Note that these results account for only one run of the nightly tests. Additional samples would be welcome.
Performance Data Spreadsheet This attachment contains a spreadsheet in Excel format that contains the raw data and a comparison of the External tests with and without the -raise pass.
I want this gone. :)
I will set up overnight performance test run.
or even just run SPEC2K + SPEC2K6.
-Chris
Nothing prevents it. We just need someone to do an llvm-test run with an without it to see if there are any perf differences.
-Chris
Is there anything preventing this from being eliminated now?
Can we use the stats to determine how much it fires (if at all)?
What pieces does it implement that might still be useful to retain?

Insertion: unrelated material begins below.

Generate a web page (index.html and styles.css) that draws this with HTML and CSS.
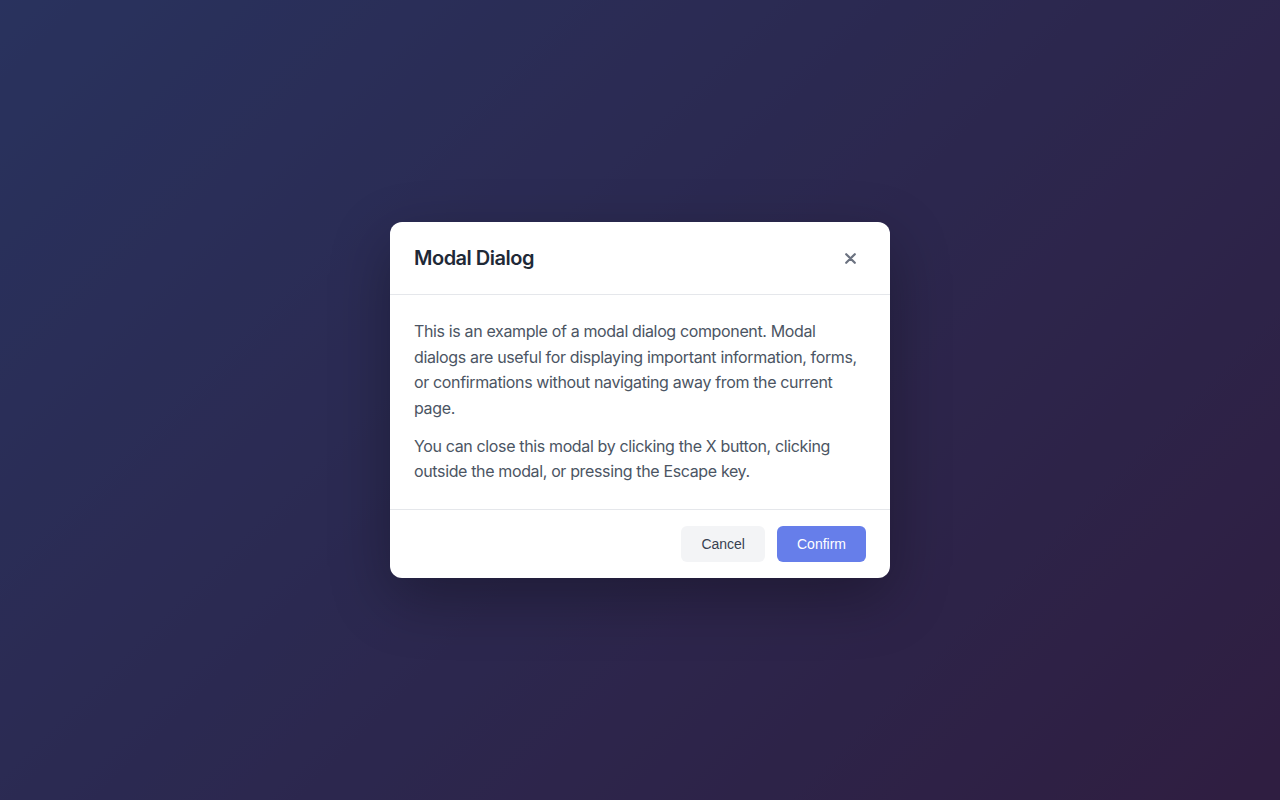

When this happens, we can eliminate Type::canLosslesslyBitCastTo and probably some other stuff only used by -raise.
-Chris
Extended Description
The -raise pass was mainly around to eliminate casts from int -> uint etc through some tricky transformations. With the recent signless work, this pass should be mostly useless. Eliminating it is good as it reduces compile time (one fewer pass), eliminates a bunch of ugly code (the raise pass is very nasty), and potentially eliminating the LLVMTransforms library (ExprTypeConvert.cpp, LevelRaise.cpp, and TransformInternals.cpp).
We should do performance analysis (e.g. spec2k and 2k6) to see whether this is completely dead, and if not, reimplement the useful pieces in other passes.
-Chris